Data Architecture - Modern Data Warehouse



In data architecture, the Modern Data Warehouse (MDW) is a central place where organizations can store and analyze all their data. It combines the organized structure of relational data warehouses (RDWs) with the flexibility of data lakes. This means businesses can access real-time data, spot trends, and improve how they connect with customers.

By making the most of their data, Modern Data Warehouse help organizations stay innovative and competitive. In this chapter, we will look at the architecture, how MDWs work, and the steps to implement them.

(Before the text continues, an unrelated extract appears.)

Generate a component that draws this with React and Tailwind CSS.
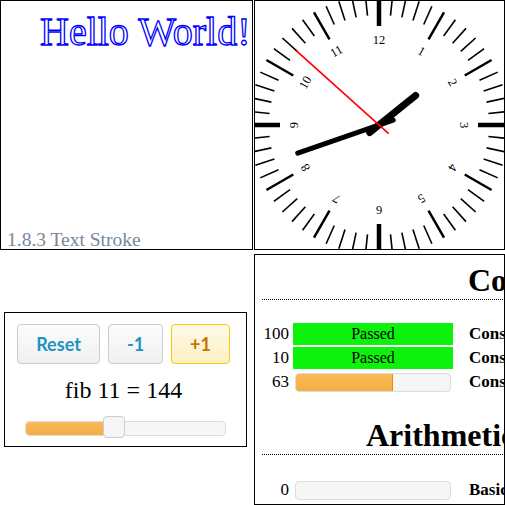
import React from "react";

const SERIF = "font-['Liberation_Serif',serif]";

function Clock() {
  const cx = 124;
  const cy = 124;
  const pt = (deg, r) => {
    const a = (deg * Math.PI) / 180;
    return [cx + Math.sin(a) * r, cy - Math.cos(a) * r];
  };
  const ticks = Array.from({ length: 60 }, (_, i) => {
    const deg = i * 6;
    const major = i % 5 === 0;
    const card = i % 15 === 0;
    const r1 = major ? 99 : 110;
    const [x1, y1] = pt(deg, r1);
    const [x2, y2] = pt(deg, 130);
    return (
      <line
        key={i}
        x1={x1}
        y1={y1}
        x2={x2}
        y2={y2}
        stroke="black"
        strokeWidth={card ? 4.5 : major ? 2.5 : 1.6}
      />
    );
  });
  const nums = Array.from({ length: 12 }, (_, i) => {
    const n = i === 0 ? 12 : i;
    const deg = i * 30;
    const [x, y] = pt(deg, 85);
    return (
      <text
        key={i}
        x={x}
        y={y}
        transform={`rotate(${deg} ${x} ${y})`}
        textAnchor="middle"
        dominantBaseline="central"
        fontSize="12.5"
        fontFamily="Liberation Serif, serif"
        fill="black"
      >
        {n}
      </text>
    );
  });
  const hand = (deg, back, len, w, color, cap) => {
    const [x1, y1] = pt(deg + 180, back);
    const [x2, y2] = pt(deg, len);
    return (
      <line
        x1={x1}
        y1={y1}
        x2={x2}
        y2={y2}
        stroke={color}
        strokeWidth={w}
        strokeLinecap={cap}
      />
    );
  };
  return (
    <svg width="249" height="248" viewBox="0 0 249 248" className="block">
      {ticks}
      {nums}
      {hand(51.2, 12, 47, 7, "black", "round")}
      {hand(250.9, 15, 86, 5, "black", "round")}
      {hand(311.9, 13, 112, 1.6, "red", "butt")}
    </svg>
  );
}

function GreenRow({ n, label }) {
  return (
    <div className="flex items-center h-[24px] whitespace-nowrap">
      <div className="w-[27px] text-right text-[17px] leading-[20px]">{n}</div>
      <div className="ml-[4px] w-[160px] h-[22px] bg-[#0df20d] flex items-center justify-center text-[16px] leading-[20px]">
        Passed
      </div>
      <div className="ml-[16px] font-bold text-[17px] leading-[20px]">{label}</div>
    </div>
  );
}

function ProgressRow({ n, pct, label }) {
  return (
    <div className="flex items-center h-[24px] whitespace-nowrap">
      <div className="w-[27px] text-right text-[17px] leading-[20px]">{n}</div>
      <div className="ml-[4px] w-[160px] flex">
        <div className="mx-[2px] w-[156px] h-[19px] border border-[#dddddd] rounded-[4px] bg-[#f6f6f6] overflow-hidden">
          {pct > 0 && (
            <div
              className="h-full bg-gradient-to-b from-[#f8bb58] to-[#f5ad42] border-r border-[#e78f08]"
              style={{ width: `${pct}%` }}
            />
          )}
        </div>
      </div>
      <div className="ml-[16px] font-bold text-[17px] leading-[20px]">{label}</div>
    </div>
  );
}

export default function App() {
  return (
    <div className={`w-[505px] h-[505px] bg-white overflow-hidden text-black ${SERIF}`}>
      <div className="flex h-[250px]">
        <div className="w-[253px] h-[250px] border border-black flex flex-col justify-between">
          <div className="pl-[39px] pt-[9px] text-[40px] leading-[44px] whitespace-nowrap text-white [-webkit-text-stroke:1.3px_#0000ff]">
            Hello World!
          </div>
          <div className="pl-[6px] text-[19.5px] leading-[19px] text-[#778899] whitespace-nowrap">
            1.8.3 Text Stroke
          </div>
        </div>
        <div className="ml-[1px] w-[251px] h-[250px] border border-black overflow-hidden">
          <Clock />
        </div>
      </div>
      <div className="flex mt-[4px]">
        <div className="w-[254px] pt-[58px] pl-[4px]">
          <div className="w-[243px] h-[135px] border border-black">
            <div className="flex gap-[8px] ml-[12px] mt-[11px] font-['Lato',sans-serif] font-bold text-[18px]">
              <div className="w-[83px] h-[40px] rounded-[4px] border border-[#cccccc] bg-gradient-to-b from-[#fcfcfc] via-[#f6f6f6] to-[#efefef] text-[#1c94c4] flex items-center justify-center">
                Reset
              </div>
              <div className="w-[55px] h-[40px] rounded-[4px] border border-[#cccccc] bg-gradient-to-b from-[#fcfcfc] via-[#f6f6f6] to-[#efefef] text-[#1c94c4] flex items-center justify-center">
                -1
              </div>
              <div className="w-[59px] h-[40px] rounded-[4px] border border-[#fbcb09] bg-gradient-to-b from-[#fefaea] via-[#fdf5d6] to-[#fcefc4] text-[#c77405] flex items-center justify-center">
                +1
              </div>
            </div>
            <div className="mt-[13px] text-center text-[24px] leading-[27px] pr-[4px]">fib 11 = 144</div>
            <div className="ml-[20px] mt-[17px] relative w-[201px] h-[15px] rounded-[4px] border border-[#dddddd] bg-[#f6f6f6]">
              <div className="absolute left-0 top-0 bottom-0 w-[89px] rounded-l-[4px] bg-gradient-to-b from-[#f8bb58] to-[#f5ad42]" />
              <div className="absolute left-[77px] top-[-6px] w-[22px] h-[22px] rounded-[4px] border border-[#cccccc] bg-[#f6f6f6]" />
            </div>
          </div>
        </div>
        <div className="w-[251px] h-[251px] border border-black overflow-hidden">
          <div className="w-[700px] pl-[7px]">
            <div className="mt-[7px] border-b border-dotted border-black">
              <div className="pl-[206px] font-bold text-[32px] leading-[37px] whitespace-nowrap">Constants</div>
            </div>
            <div className="mt-[22px]">
              <GreenRow n="100" label="Constant pi" />
              <GreenRow n="10" label="Constant e" />
              <ProgressRow n="63" pct={63} label="Constant phi" />
            </div>
            <div className="mt-[23px] border-b border-dotted border-black">
              <div className="pl-[104px] font-bold text-[32px] leading-[37px] whitespace-nowrap">Arithmetic</div>
            </div>
            <div className="mt-[23px]">
              <ProgressRow n="0" pct={0} label="Basic arithmetic" />
              <ProgressRow n="0" pct={0} label="Basic powers" />
            </div>
          </div>
        </div>
      </div>
    </div>
  );
}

Modern Data Warehouse Architecture

The architecture of a Modern Data Warehouse (MDW) combines features from relational data warehouses (RDWs) and data lakes. This design allows for flexible data handling and strong analytics.

The structure of a Modern Data Warehouse (MDW) combines the organized layout of relational data warehouses (RDWs) with the flexibility of data lakes. This setup makes it easier for organizations to store and analyze their data efficiently.

Structure of MDW

The structure of a Modern Data Warehouse (MDW) is designed to handle different types of data and analytic processes. It includes.

  • Relational Data Warehouse (RDW): This uses a top-down approach, meaning it needs careful planning before any data can be loaded (known as schema-on-write). It's perfect for analyzing historical data.
  • Data Lake: This takes a bottom-up approach, allowing quick access to data with minimal initial setup (known as schema-on-read). It's especially useful for machine learning and identifying future trends.

Data Flow Stages in MDW

The data flow stages in a Modern Data Warehouse (MDW) explain how data is collected, stored, processed, and analyzed. This process turns raw data into useful insights for businesses. Here's how it works:

  • Ingestion: The MDW can gather different types of data from different sources, including both structured (like databases) and unstructured data (like emails or social media posts).
  • Storage: Then, the collected data is stored in a data lake, which provides flexible and cost-effective options for keeping large amounts of data.
  • Transformation: After that, computing power is used to clean and organize the data, making it easier to work with and more efficient to analyze.
  • Data Modeling: Once the data is prepared, it is moved from the data lake to the Relational Data Warehouse (RDW), often arranged in a star schema to simplify reporting.
  • Visualization: Finally, users can analyze the organized data using familiar reporting tools, making it easy to understand and act on the insights.

Implementation Considerations for MDW

When setting up a Modern Data Warehouse(MDW), organizations should consider a few important points.

  • How Often to Extract Data: They need to decide how frequently to pull data and ensure there is enough capacity for a smooth process.
  • Using Machine Learning: Machine learning can be used at different steps to help uncover useful insights from the data.
  • Direct Data Flow: Not all data needs to go through every step; some can move directly from the source to the Relational Data Warehouse (RDW).

Modern Data Warehouses(MDWs) are becoming popular because they offer a flexible way to manage data. They help organizations use the best features of relational data warehouses(RDWs) and data lakes together, making it easier to handle and combine data.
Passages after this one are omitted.